Phase II Trial, Randomized, Under Single-blind Conditions, Assessing Two Models of Modified Hypofractionated Proton-therapy on Patients With Large Choroidal Melanomas

Ocular melanomas have been treated for a long time by enucleation, with an unfavorable major impact on the patient's quality of life, social life, self-image, how they feel about others and about living with this disability. As a matter of fact, classical radiation therapy by photons is not accurate enough to deliver a sufficiently high dose to eradicate a melanoma without causing irreversible ocular brain complications since these tumors are " relatively radio resistant ". The possibility of delivering high doses due to the precision of protons ("Bragg peak") has allowed to overcome this limitation. The conservative uveal melanoma treatment has become a standard after the Collaborative Ocular Melanoma Study (COMS) indicating an equivalent rate of metastases and a non-impaired survival rate with a conservative treatment when compared to immediate enucleation. The quality of life benefits due to a conservative treatment has been demonstrated. Protontherapy dose has been defined in an empirical manner, it is probably excessive even if it applies to radio-resistant tumors. In France, radiotherapy by protons for choroidal melanomas delivers a dose of 60 Gy cobalt equivalent (that is 52 measured Gy, or " Physical dose") in 4 fractions and 4 days.

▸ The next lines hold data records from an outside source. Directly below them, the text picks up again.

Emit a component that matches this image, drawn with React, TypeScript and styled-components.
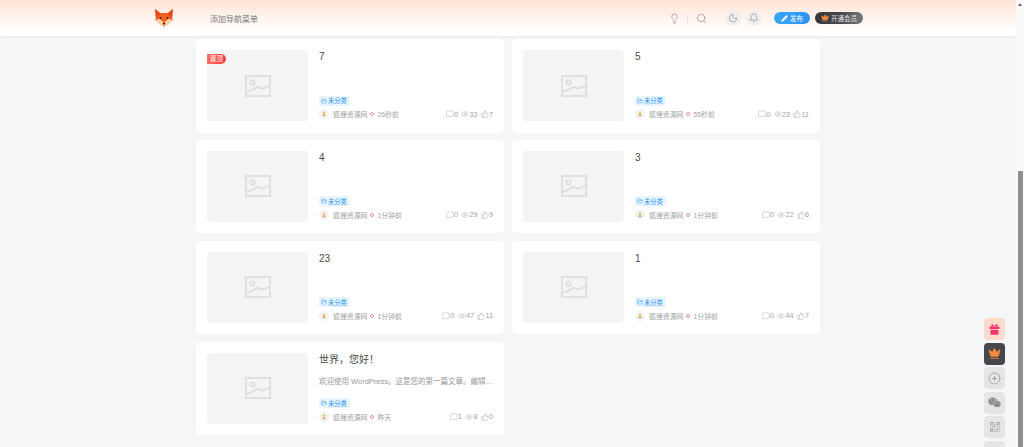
import React from "react";
import styled, { createGlobalStyle } from "styled-components";
import { Lightbulb, Search, Moon, Bell, Pencil, Crown, FolderOpen, MessageSquare, Eye, ThumbsUp, CirclePlus, QrCode } from "lucide-react";
import { FaWeixin } from "react-icons/fa";

const Global = createGlobalStyle`
  html, body { margin: 0; padding: 0; height: 447px; overflow: hidden; background: #f5f6f7; }
  body { font-family: "Liberation Sans", "Noto Sans CJK SC", sans-serif; }
  #root { height: 447px; overflow: hidden; }
`;

const Page = styled.div`
  width: 1016px;
  height: 447px;
  overflow: hidden;
  display: flex;
  flex-direction: column;
`;

const Header = styled.header`
  height: 36px;
  flex: none;
  display: flex;
  align-items: center;
  padding: 0 153px 0 154px;
  background: linear-gradient(180deg, #ffe3d3 0%, #fff3ec 45%, #ffffff 90%);
  box-shadow: 0 1px 3px rgba(0, 0, 0, 0.06);
  position: relative;
  z-index: 2;
`;

const Logo = styled.svg`
  width: 20px;
  height: 20px;
  flex: none;
`;

const NavText = styled.span`
  margin-left: 36px;
  font-size: 8px;
  color: #777;
`;

const HeaderRight = styled.div`
  margin-left: auto;
  display: flex;
  align-items: center;
`;

const PlainIcon = styled.span`
  display: flex;
  color: #85888c;
`;

const Divider = styled.span`
  width: 1px;
  height: 9px;
  margin: 0 7.5px;
  background: #e2e2e2;
`;

const RoundIcon = styled.span<{ $first?: boolean }>`
  width: 16px;
  height: 16px;
  margin-left: ${(p) => (p.$first ? "18.5px" : "5px")};
  border-radius: 50%;
  background: #f1eeec;
  color: #85888c;
  display: flex;
  align-items: center;
  justify-content: center;
`;

const Pill = styled.span<{ $dark?: boolean }>`
  height: 12.5px;
  margin-left: ${(p) => (p.$dark ? "5px" : "12px")};
  width: ${(p) => (p.$dark ? "48px" : "36px")};
  border-radius: 7px;
  display: flex;
  align-items: center;
  justify-content: center;
  gap: 2px;
  font-size: 6.5px;
  color: ${(p) => (p.$dark ? "#e4e4e4" : "#ffffff")};
  background: ${(p) =>
    p.$dark
      ? "linear-gradient(90deg, #35363a 0%, #45464b 50%, #77787c 100%)"
      : "linear-gradient(90deg, #3aa7f5 0%, #2c93f2 100%)"};
`;

const Grid = styled.main`
  width: 624px;
  margin: 3px auto 0;
  display: grid;
  grid-template-columns: 308px 308px;
  grid-auto-rows: 93.5px;
  gap: 7.4px 8px;
`;

const Card = styled.article`
  background: #fff;
  border-radius: 5px;
  padding: 11px;
  display: flex;
  gap: 11px;
  box-sizing: border-box;
  position: relative;
`;

const Thumb = styled.div`
  width: 101px;
  height: 71px;
  flex: none;
  border-radius: 4px;
  background: #f4f4f5;
  display: flex;
  align-items: center;
  justify-content: center;
`;

const Badge = styled.span`
  position: absolute;
  left: 11px;
  top: 15px;
  width: 19px;
  height: 10px;
  border-radius: 1px 5px 5px 1px;
  background: linear-gradient(90deg, #ff6f61, #fb3b3b);
  color: #fff;
  font-size: 6.5px;
  line-height: 10px;
  text-align: center;
`;

const Body = styled.div`
  flex: 1;
  min-width: 0;
  display: flex;
  flex-direction: column;
  padding-bottom: 2px;
`;

const Title = styled.h3`
  margin: 0;
  font-size: 10px;
  line-height: 14px;
  font-weight: 400;
  color: #4a4a4a;
`;

const Excerpt = styled.p`
  margin: 9px 0 0;
  font-size: 7.5px;
  line-height: 11px;
  color: #999;
  white-space: nowrap;
`;

const Tag = styled.span`
  margin-top: auto;
  align-self: flex-start;
  height: 10px;
  padding: 0 2px;
  width: 27px;
  border-radius: 2px;
  background: #e9f4ff;
  color: #2b95f5;
  font-size: 6.3px;
  display: flex;
  align-items: center;
  gap: 1px;
`;

const Meta = styled.div`
  margin-top: 3px;
  height: 11px;
  display: flex;
  align-items: center;
  font-size: 6.9px;
  color: #a2a2a2;
`;

const Avatar = styled.svg`
  width: 10px;
  height: 10px;
  flex: none;
  margin-right: 4px;
`;

const Dot = styled.span`
  width: 2px;
  height: 2px;
  margin: 0 3.5px 0 2.5px;
  border: 1px solid #f08ab0;
  border-radius: 50%;
`;

const Stats = styled.div`
  margin-left: auto;
  display: flex;
  align-items: center;
  gap: 3px;
  font-size: 7.2px;
`;

const Stat = styled.span`
  display: flex;
  align-items: center;
  gap: 0.5px;
`;

const Side = styled.aside`
  position: fixed;
  left: 984px;
  top: 318px;
  display: flex;
  flex-direction: column;
  gap: 2.5px;
`;

const SideBtn = styled.span<{ $bg: string; $fg: string }>`
  width: 21px;
  height: 22px;
  flex: none;
  border-radius: 4px;
  background: ${(p) => p.$bg};
  color: ${(p) => p.$fg};
  display: flex;
  align-items: center;
  justify-content: center;
`;

const ScrollTrack = styled.div`
  position: fixed;
  right: 0;
  top: 0;
  bottom: 0;
  width: 8px;
  background: #fafafa;
`;

const ScrollArrow = styled.span`
  position: absolute;
  left: 1.5px;
  top: 3px;
  border-left: 2.5px solid transparent;
  border-right: 2.5px solid transparent;
  border-bottom: 3px solid #6b6b6b;
`;

const ScrollThumb = styled.div`
  position: absolute;
  top: 171px;
  bottom: 0;
  left: 1.5px;
  width: 5px;
  background: #8f8f8f;
`;

const Fox = () => (
  <Logo viewBox="0 0 20 20">
    <polygon points="1,1 6,5 14,5 19,1 18,10 19,12 10,19 1,12 2,10" fill="#f4601e" />
    <polygon points="1,1 6,5 5,9 2,10" fill="#e64a17" />
    <polygon points="19,1 14,5 15,9 18,10" fill="#e64a17" />
    <polygon points="1,12 6,11 9,14 10,19" fill="#ffd2a8" />
    <polygon points="19,12 14,11 11,14 10,19" fill="#ffd2a8" />
    <circle cx="6.5" cy="10" r="0.9" fill="#3a2415" />
    <circle cx="13.5" cy="10" r="0.9" fill="#3a2415" />
    <polygon points="8.5,15 11.5,15 10,17" fill="#3a2415" />
  </Logo>
);

const GiftIcon = () => (
  <svg width="13" height="13" viewBox="0 0 13 13" fill="#f8346f">
    <rect x="1.5" y="3.5" width="10" height="2.5" rx="0.5" />
    <rect x="2.5" y="6.8" width="8" height="5" rx="0.7" />
    <path d="M6.5 3.2 C5 0.6 2.8 1 3.3 2.4 C3.6 3.1 5 3.3 6.5 3.2 C8 3.3 9.4 3.1 9.7 2.4 C10.2 1 8 0.6 6.5 3.2 Z" />
  </svg>
);

const Placeholder = () => (
  <svg width="26" height="22" viewBox="0 0 26 22" fill="none" stroke="#dedede" strokeWidth="1.8">
    <rect x="1" y="1" width="24" height="20" />
    <circle cx="7.5" cy="7.5" r="2.2" />
    <path d="M1 17 C5 16 8 15 11 12.5 C13.5 10.5 15 14 18 13.5 C20 13 22 11 25 11" />
  </svg>
);

const AvatarIcon = () => (
  <Avatar viewBox="0 0 10 10">
    <circle cx="5" cy="5" r="5" fill="#eff3f5" />
    <rect x="3.7" y="2.8" width="2.6" height="2" rx="1" fill="#e8c24a" />
    <rect x="3.5" y="5.3" width="3" height="2" rx="1" fill="#ef9a5a" />
  </Avatar>
);

type Post = { title: string; time: string; c: number; v: number; l: number; top?: boolean; excerpt?: string };

const posts: Post[] = [
  { title: "7", time: "26秒前", c: 0, v: 33, l: 7, top: true },
  { title: "5", time: "55秒前", c: 0, v: 23, l: 11 },
  { title: "4", time: "1分钟前", c: 0, v: 29, l: 9 },
  { title: "3", time: "1分钟前", c: 0, v: 22, l: 6 },
  { title: "23", time: "1分钟前", c: 0, v: 47, l: 11 },
  { title: "1", time: "1分钟前", c: 0, v: 44, l: 7 },
  { title: "世界，您好！", time: "昨天", c: 1, v: 8, l: 0, excerpt: "欢迎使用 WordPress。这是您的第一篇文章。编辑…" },
];

export default function App() {
  return (
    <Page>
      <Global />
      <Header>
        <Fox />
        <NavText>添加导航菜单</NavText>
        <HeaderRight>
          <PlainIcon><Lightbulb size={11} strokeWidth={1.5} /></PlainIcon>
          <Divider />
          <PlainIcon><Search size={11} strokeWidth={1.5} /></PlainIcon>
          <RoundIcon $first><Moon size={10} strokeWidth={1.5} /></RoundIcon>
          <RoundIcon><Bell size={10} strokeWidth={1.5} /></RoundIcon>
          <Pill><Pencil size={7} fill="#fff" strokeWidth={2} />发布</Pill>
          <Pill $dark><Crown size={8} color="#f58a3c" fill="#f58a3c" />开通会员</Pill>
        </HeaderRight>
      </Header>
      <Grid>
        {posts.map((p) => (
          <Card key={p.title}>
            <Thumb><Placeholder /></Thumb>
            {p.top && <Badge>置顶</Badge>}
            <Body>
              <Title>{p.title}</Title>
              {p.excerpt && <Excerpt>{p.excerpt}</Excerpt>}
              <Tag><FolderOpen size={6} strokeWidth={1.8} />未分类</Tag>
              <Meta>
                <AvatarIcon />
                狐狸资源网
                <Dot />
                {p.time}
                <Stats>
                  <Stat><MessageSquare size={8} strokeWidth={1.3} />{p.c}</Stat>
                  <Stat><Eye size={8} strokeWidth={1.3} />{p.v}</Stat>
                  <Stat><ThumbsUp size={8} strokeWidth={1.3} />{p.l}</Stat>
                </Stats>
              </Meta>
            </Body>
          </Card>
        ))}
      </Grid>
      <Side>
        <SideBtn $bg="#fbdccb" $fg="#f8346f"><GiftIcon /></SideBtn>
        <SideBtn $bg="#46474c" $fg="#f58a3c"><Crown size={13} fill="#f58a3c" strokeWidth={1.5} /></SideBtn>
        <SideBtn $bg="#e4e5e6" $fg="#8d8d8d"><CirclePlus size={13} strokeWidth={1.3} /></SideBtn>
        <SideBtn $bg="#e4e5e6" $fg="#8d8d8d"><FaWeixin size={13} /></SideBtn>
        <SideBtn $bg="#e4e5e6" $fg="#8d8d8d"><QrCode size={12} strokeWidth={1.5} /></SideBtn>
        <SideBtn $bg="#e4e5e6" $fg="#8d8d8d" />
      </Side>
      <ScrollTrack>
        <ScrollArrow />
        <ScrollThumb />
      </ScrollTrack>
    </Page>
  );
}
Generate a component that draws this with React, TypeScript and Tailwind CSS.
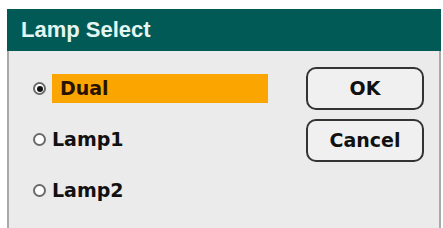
const rows = [
  { label: 'Dual', selected: true },
  { label: 'Lamp1', selected: false },
  { label: 'Lamp2', selected: false },
];

function Radio({ checked }: { checked: boolean }) {
  return (
    <span className="flex h-[13px] w-[13px] shrink-0 items-center justify-center rounded-full border-2 border-[#6a6a6a] bg-white">
      {checked && <span className="h-[6px] w-[6px] rounded-full bg-[#111]" />}
    </span>
  );
}

export default function App() {
  return (
    <div className="h-[228px] w-[443px] overflow-hidden bg-white pl-[7px] pr-[2px] pt-[9px] font-['Liberation_Sans',Arial,sans-serif]">
      <div className="flex h-full flex-col">
        <div className="flex h-[42px] items-center bg-[#025a57] pl-[14px]">
          <span className="text-[22px] font-bold leading-none text-[#e4f6f1]">Lamp Select</span>
        </div>
        <div className="flex flex-1 border-x-2 border-[#a9a9a9] bg-[#ebebeb]">
          <div className="flex flex-col pl-[24px] pt-[23px]">
            {rows.map((row) => (
              <div key={row.label} className="flex h-[29px] items-center mb-[22px]">
                <Radio checked={row.selected} />
                {row.selected ? (
                  <span className="ml-[6px] flex h-[29px] w-[216px] items-center bg-[#fba500] pl-[8px] font-['DejaVu_Sans',sans-serif] text-[19px] font-bold text-[#2a1200]">
                    {row.label}
                  </span>
                ) : (
                  <span className="ml-[6px] font-['DejaVu_Sans',sans-serif] text-[19px] font-bold text-[#111]">
                    {row.label}
                  </span>
                )}
              </div>
            ))}
          </div>
          <div className="ml-auto mr-[15px] flex flex-col gap-[9px] pt-[16px]">
            {['OK', 'Cancel'].map((b) => (
              <button
                key={b}
                className="flex h-[43px] w-[118px] items-center justify-center rounded-[10px] border-2 border-[#333] bg-[#f0f0f0] font-['DejaVu_Sans',sans-serif] text-[19px] font-bold text-[#111]"
              >
                {b}
              </button>
            ))}
          </div>
        </div>
      </div>
    </div>
  );
}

Referential treatment of ocular melanomas (other than conjunctiva) indicates proton-therapy for T1, T2, T3 < 40% of ocular volume, and T4 only if extra scleral extension ≤ 2mm. However, there is an enucleation indication for T3 > 40% of ocular volume and T4.

Our purpose is to override this relative contraindication, choroidal melanoma volume ≥ 40% of ocular volume. As a matter of fact, the investigators observe an increasing demand from ophthalmologists and patients for not performing primary enucleation. Also, during the last five years treatment of complications have improved and a less " hard " hypo fractionation (6.5 Gy per fraction) has equivalent local control results as for " hard " fractionation (13 Gy per fraction).